Wednesday, August 15, 2007

First ascents

Like pioneers on the big walls of Yosemite putting up first ascents in furious rapidity, only without the chalk dust, bloody knuckles, and rapidity, I have been doing many things for the first time recently. First time to the post office. First time getting chased by a dog in Italy. First time out to take photographs of the town cemetery. First time getting kicked out of a library in Italy. First time buying a pink newspaper. First time encountering the bureaucratic “Yes, tomorrow you can come back and we’ll fix this.”

For example, my first festa della birra, a beer festival. As you're not a pogo stick and I'm not a kangaroo, let’s not jump ahead. [On a side note: the accessories which in the US are called fanny packs are more or less ubiquitous here. It is my current theory that these must be given to Italians as they come of age as elsewhere are given spirit names, cars, or bank accounts in Zurich. In Italy, they are logically referred to by many as "marsupials."] These are not beer festivals like you might expect to find in Portland or Denver or even Lowell, the Mill City. At tonight's party, you could only get one kind of beer, Heineken, but then beer was not the primary attraction.

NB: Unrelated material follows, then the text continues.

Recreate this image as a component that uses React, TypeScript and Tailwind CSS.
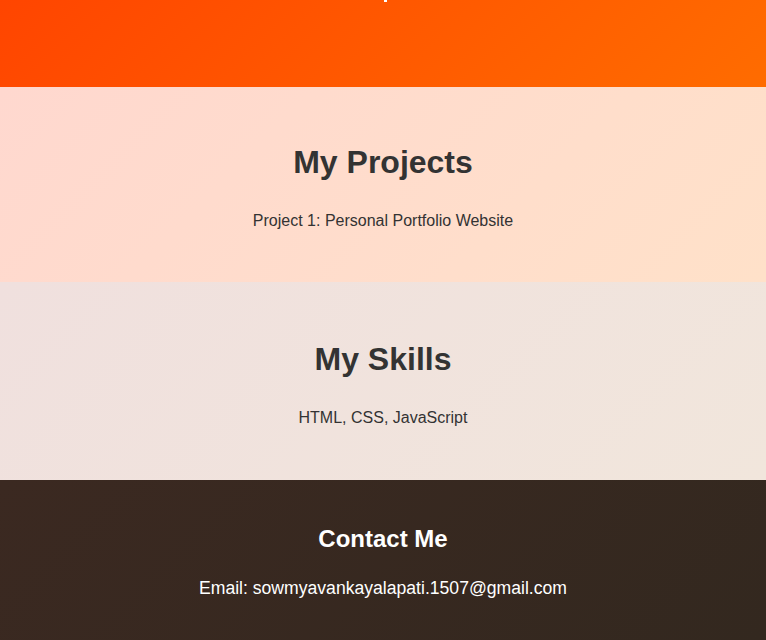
import React from "react";

const App: React.FC = () => {
  return (
    <div className="w-full min-h-[640px] font-['Liberation_Sans',Arial,sans-serif] text-[#333]">
      {/* Header (scrolled, only the bottom shows) */}
      <header className="h-[87px] bg-[linear-gradient(135deg,#ff4500,#ff6c00)] flex flex-col items-center">
        <span className="w-[3px] h-[2px] bg-white ml-[4px]" />
      </header>

      {/* Projects */}
      <section className="h-[195px] bg-[linear-gradient(135deg,#ffd8cf,#ffe1c9)] text-center pt-[57px]">
        <h2 className="text-[32px] leading-[37px] font-bold">My Projects</h2>
        <p className="mt-[31px] text-[16px] leading-[18px]">Project 1: Personal Portfolio Website</p>
      </section>

      {/* Skills */}
      <section className="h-[198px] bg-[linear-gradient(135deg,#f0e0de,#f1e6dc)] text-center pt-[59px]">
        <h2 className="text-[32px] leading-[37px] font-bold">My Skills</h2>
        <p className="mt-[31px] text-[16px] leading-[18px]">HTML, CSS, JavaScript</p>
      </section>

      {/* Contact */}
      <footer className="h-[160px] bg-[linear-gradient(135deg,#3b2921,#33281f)] text-white text-center pt-[45px]">
        <h3 className="text-[24px] leading-[28px] font-bold">Contact Me</h3>
        <p className="mt-[25px] text-[17.6px] leading-[21px]">Email: sowmyavankayalapati.1507@gmail.com</p>
      </footer>
    </div>
  );
};

export default App;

As basically everyone is on vacation for the month of August (please hold any and all comparative labor law disputes for a later time), towns up and down the country hold festas. While similar for in their exuberance and communality to festas common to Little Italies I have seen in Boston and New York, many of the August festas here are not religiously based. Some are held for a particular crop or local historical event - the strawberry festival (where's Pete Seeger when we need him?), the festival of the sea, the festival of the escape of the ox, and, if all else fails and you're just a small town looking to have a party, la festa della birra. If you are a small town without such a festa, or merely a resident of one, here is a recipe that has proven successful:

- (one) big loud band
- (at least 3 gross) people dancing, most likely a mix of retirees, newlyweds, 7 year old girls in pigtails, parents out to embarrass their teenage children, and, if you’re lucky and/or skilled at marketing, two or three odd Americans [emphasis here is on “odd”]
- (200 bushels) good and cheap food
- (a lot) beer
- (another lot) wine, mix of white and red
- (one or more) large tent(s), preferably white
- Optional: dueling trumpets, insufficient benches, hilarious cook who also drives a school bus and plays baseball, hedge maze.

Allow to simmer under the summer night sky for 5 to 7 hours. Serves many. Here are photos of last night's finished product.

Tomorrow I’m headed south to Siena for the Palio, a centuries-old horse race resplendent with medieval pageantry. I am sure there will be stories to tell...

3 comments:

Michelle | Bleeding Espresso said...

Oh damn. I decided at the last minute to not head to Siena. If only I had known....

Glad you made it through your first festa della birra. We have those pretty much every night in the summer here, although it's rarely an organized thing (and what in Italy really is?).

Hope you stay out of the horses' way.

leigh said...

Heineken - is there no Italian beer?

skippy haha said...

who in their right mind would kick fango out of the library?
espresso, birra, vino, blah blah blah where's the parnold almers?